The institute carried out 1,088 monitoring visits across its supervised firms during the year, with 80.7% assessed as compliant or generally compliant. It recently made changes to its supervision methodology, to focus on the effectiveness of AML policies and procedures rather than their technical compliance or existence, with compliance remaining high.
However, some 39 firms were sanctioned and fined a combined total of £92,025, and one member was excluded.
ICAEW supervises 11,000 member firms in relation to money laundering. It regularly produces resources to support its supervised population, including risk bulletins, webinars and articles, as well as its award-winning anti-money laundering training film, All Too Familiar, produced in collaboration with HMRC.

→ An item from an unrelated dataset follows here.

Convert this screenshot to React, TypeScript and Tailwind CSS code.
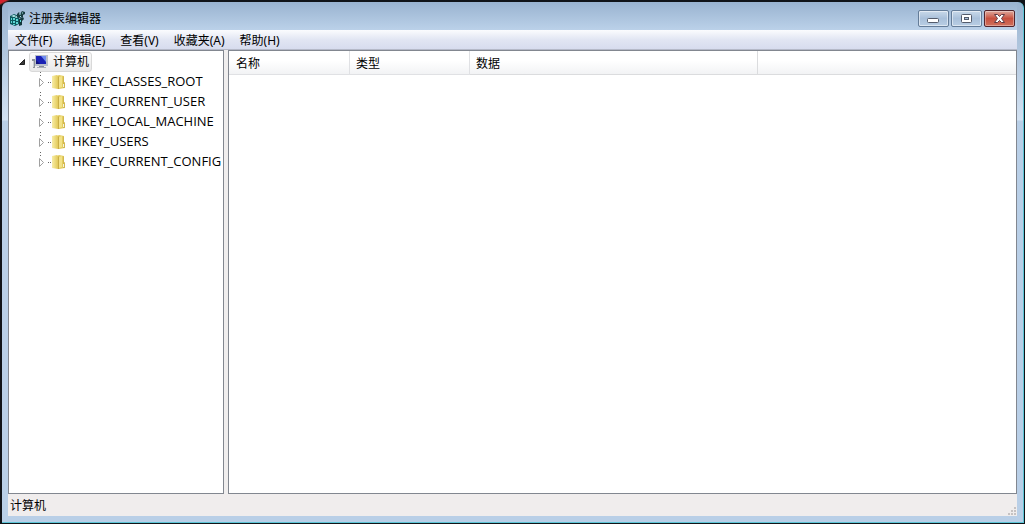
import type { ReactNode } from "react";

const menus = ["文件(F)", "编辑(E)", "查看(V)", "收藏夹(A)", "帮助(H)"];

const hives = [
  "HKEY_CLASSES_ROOT",
  "HKEY_CURRENT_USER",
  "HKEY_LOCAL_MACHINE",
  "HKEY_USERS",
  "HKEY_CURRENT_CONFIG",
];

function RegeditIcon() {
  return (
    <svg width="17" height="17" viewBox="0 0 17 17" className="shrink-0" aria-hidden="true">
      <path d="M1 6l4-2 5 2v8l-4 2-5-2z" fill="#0d5a5e" />
      <path d="M2 6l3-1 2 1-2 1zM6 7l2-1 1 1-2 1z" fill="#c8f8f6" />
      <path
        d="M2 8h1v2H2zM4 8h2v2H4zM2 11h1v2H2zM4 11h2v2H4zM7 9h2v2H7zM7 12h2v2H7zM4 14h2v1H4z"
        fill="#5cd6d4"
      />
      <path d="M8 4l2-2 1 2 2-3 3 1v2l-2 1v2l-3 1-3-1z" fill="#1b3d42" />
      <path d="M10 4l1-1 1 1-1 1zM13 3l1-1v2zM11 6h1v1h-1z" fill="#a3e6e6" />
      <path d="M10 9l4-2 1 2-2 2v4l-3 1z" fill="#14383d" />
      <path d="M11 10h1v2h-1z" fill="#5cd6d4" />
    </svg>
  );
}

function ComputerIcon() {
  return (
    <svg width="18" height="16" viewBox="0 0 18 16" className="shrink-0" aria-hidden="true">
      <path d="M0 5h3v9H1V7H0z" fill="#8d9299" />
      <path d="M1 7h1v6H1z" fill="#c9cdd3" />
      <rect x="3" y="1" width="13" height="11" fill="#b9bfcb" />
      <rect x="4" y="2" width="10" height="8" fill="#1a22b4" />
      <path d="M9 2h5v6z" fill="#6f8cf0" />
      <path d="M4 6l4 4H4z" fill="#10137c" />
      <path d="M7 12h5v1H7z" fill="#8a909a" />
      <path d="M5 13h9v1H5z" fill="#a9afb9" />
    </svg>
  );
}

function FolderIcon() {
  return (
    <svg width="16" height="18" viewBox="0 0 16 18" className="shrink-0" aria-hidden="true">
      <defs>
        <linearGradient id="folderFront" x1="0" x2="1" y1="0" y2="0">
          <stop offset="0" stopColor="#f8eda6" />
          <stop offset="1" stopColor="#e2ca5a" />
        </linearGradient>
      </defs>
      <path d="M6 3l2-1 5 1v6l1 1v5l-6 1z" fill="#e4cd60" />
      <path d="M12 3l1 1v5l1 1v5h-2z" fill="#d2b850" />
      <path d="M1 3l5-1 1 1v13l-6-1z" fill="url(#folderFront)" />
      <path d="M7 4l1-1v13H7z" fill="#c9ad44" />
      <path d="M8 4l3-1v11l-3 1z" fill="#f2e288" />
      <path d="M12 11h1v3h-1z" fill="#f4f2df" />
    </svg>
  );
}

function Grip() {
  return (
    <svg width="9" height="9" viewBox="0 0 9 9" className="shrink-0" aria-hidden="true">
      <path
        d="M6 0h2v2H6zM3 3h2v2H3zM6 3h2v2H6zM0 6h2v2H0zM3 6h2v2H3zM6 6h2v2H6z"
        fill="#c6c2c2"
      />
    </svg>
  );
}

type CaptionButtonProps = { label: string; close?: boolean; children: ReactNode };

function CaptionButton({ label, close, children }: CaptionButtonProps) {
  return (
    <button
      type="button"
      aria-label={label}
      className={
        close
          ? "flex h-[17px] w-[31px] items-center justify-center rounded-[2px] border border-[#52242c] bg-linear-to-b from-[#dda79c] via-[#c7503f] via-50% to-[#d0705c] inset-ring inset-ring-white/35"
          : "flex h-[17px] w-[31px] items-center justify-center rounded-[2px] border border-[#647c98] bg-linear-to-b from-[#c9d9e9] via-[#a9c0da] via-50% to-[#b9cee4] inset-ring inset-ring-white/50"
      }
    >
      {children}
    </button>
  );
}

function TitleBar() {
  return (
    <header className="flex h-7 shrink-0 items-center justify-between bg-linear-to-b from-[#99b3d0] to-[#bbd1e9] px-px">
      <div className="flex items-center gap-[3px] pt-1">
        <RegeditIcon />
        <h1 className="pt-0.5 text-xs">注册表编辑器</h1>
      </div>
      <div className="flex gap-0.5 pt-1 pr-px">
        <CaptionButton label="最小化">
          <svg width="13" height="13" viewBox="0 0 13 13">
            <rect x="0.5" y="6.5" width="11" height="4" rx="1" fill="#fff" stroke="#535b6b" />
          </svg>
        </CaptionButton>
        <CaptionButton label="最大化">
          <svg width="13" height="13" viewBox="0 0 13 13">
            <rect x="1.5" y="2.5" width="10" height="8" rx="1" fill="#fff" stroke="#535b6b" />
            <rect x="4.5" y="5.5" width="4" height="2" fill="#a9c0da" stroke="#535b6b" />
          </svg>
        </CaptionButton>
        <CaptionButton label="关闭" close>
          <svg width="13" height="13" viewBox="0 0 13 13">
            <path
              d="M1.5 2.5h3l2 2 2-2h3l-3 4 3 4h-3l-2-2-2 2h-3l3-4z"
              fill="#fff"
              stroke="#5d3a44"
            />
          </svg>
        </CaptionButton>
      </div>
    </header>
  );
}

function MenuBar() {
  return (
    <nav className="flex h-5 shrink-0 items-center gap-px border-b border-[#b5b9c8] bg-linear-to-b from-[#fbfcfe] via-[#e2e6f3] via-50% to-[#d7dcee]">
      {menus.map((menu) => (
        <button key={menu} type="button" className="px-[7px] pt-0.5 text-xs">
          {menu}
        </button>
      ))}
    </nav>
  );
}

function KeyTree() {
  return (
    <aside className="w-54 shrink-0 border border-[#828790] bg-white pt-px">
      <div className="flex h-5 items-center pl-2">
        <button type="button" aria-label="折叠" className="w-3">
          <svg width="10" height="8" viewBox="0 0 10 8">
            <path d="M7.500 1.500v5h-5z" fill="#3b3b3b" stroke="#222" />
          </svg>
        </button>
        <button
          type="button"
          className="flex h-5 items-center gap-[3px] rounded-[3px] border border-[#d9d9d9] bg-linear-to-b from-[#fafafa] to-[#e9e9e9] px-0.5 text-xs"
        >
          <ComputerIcon />
          计算机
        </button>
      </div>
      <ul>
        {hives.map((hive) => (
          <li key={hive} className="flex h-5 items-center pl-7">
            <button type="button" aria-label="展开" className="shrink-0">
              <svg width="14" height="20" viewBox="0 0 14 20">
                <path d="M3 0h1v1H3zM3 3h1v1H3zM11 10h1v1h-1zM13 10h1v1h-1z" fill="#666" />
                <path d="M2.500 6.500v8l4-4z" fill="#fff" stroke="#a0a0a0" />
              </svg>
            </button>
            <button
              type="button"
              className="flex items-center gap-[5px] font-['Open_Sans',sans-serif] text-[13px]"
            >
              <FolderIcon />
              {hive}
            </button>
          </li>
        ))}
      </ul>
    </aside>
  );
}

function ValueList() {
  return (
    <main className="min-w-0 grow border border-[#828790] bg-white">
      <table className="w-full table-fixed border-separate border-spacing-0 text-left text-xs">
        <thead>
          <tr className="h-6 bg-linear-to-b from-white via-white via-40% to-[#f1f2f4]">
            <th className="w-[121px] border-r border-b border-[#e0e1e4] px-[7px] pt-0.5 font-normal">
              名称
            </th>
            <th className="w-30 border-r border-b border-[#e0e1e4] px-1.5 pt-0.5 font-normal">
              类型
            </th>
            <th className="w-72 border-r border-b border-[#dbdcde] px-1.5 pt-0.5 font-normal">
              数据
            </th>
            <td className="border-b border-[#dbdcde]" />
          </tr>
        </thead>
      </table>
    </main>
  );
}

export default function App() {
  return (
    <div className="h-screen bg-linear-to-br from-[#d3202c] from-[3px] to-[#101318] to-[5px] pt-0.5 pr-px pb-px pl-0.5 font-['Noto_Sans','Noto_Sans_CJK_SC',sans-serif] text-black">
      <div className="flex h-full flex-col rounded-t-md border-r border-b border-[#5cc5d6] bg-linear-to-b from-[#99b3d0] via-[#d3e2f2] via-[118px] to-[#b9cfe7] to-[119px] px-1.5 pb-1.5">
        <TitleBar />
        <MenuBar />
        <div className="flex min-h-0 grow gap-1 bg-[#f0eeee]">
          <KeyTree />
          <ValueList />
        </div>
        <footer className="flex h-[22px] shrink-0 items-center justify-between bg-[#f0eded] pl-0.5 text-xs">
          <span className="pt-0.5">计算机</span>
          <span className="self-end">
            <Grip />
          </span>
        </footer>
      </div>
    </div>
  );
}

The institute uses a range of tools and methods in its approach to AML supervision and targets its resources where the risk is highest.
Duncan Wiggetts, ICAEW chief officer, Professional Standards, said: “As this report shows, we spend a lot of time and effort helping the firms we supervise to understand how they can avoid becoming unwitting professional enablers of money laundering. To ensure continuing improvement, we decided this year to raise the bar for a firm to be ‘compliant’, so it is pleasing, in that context, to see continued high levels of compliance. The report also shows that, where firms and individuals fall below the standards we expect of them, we will not hesitate to take enforcement action against them.
“In order for bodies such as ours to continue investing in resources and capabilities to improve our supervisory work, we call on the Government to issue the long-delayed feedback statement into the future of AML supervision and reconfirm the important role which professional bodies should play in this area.”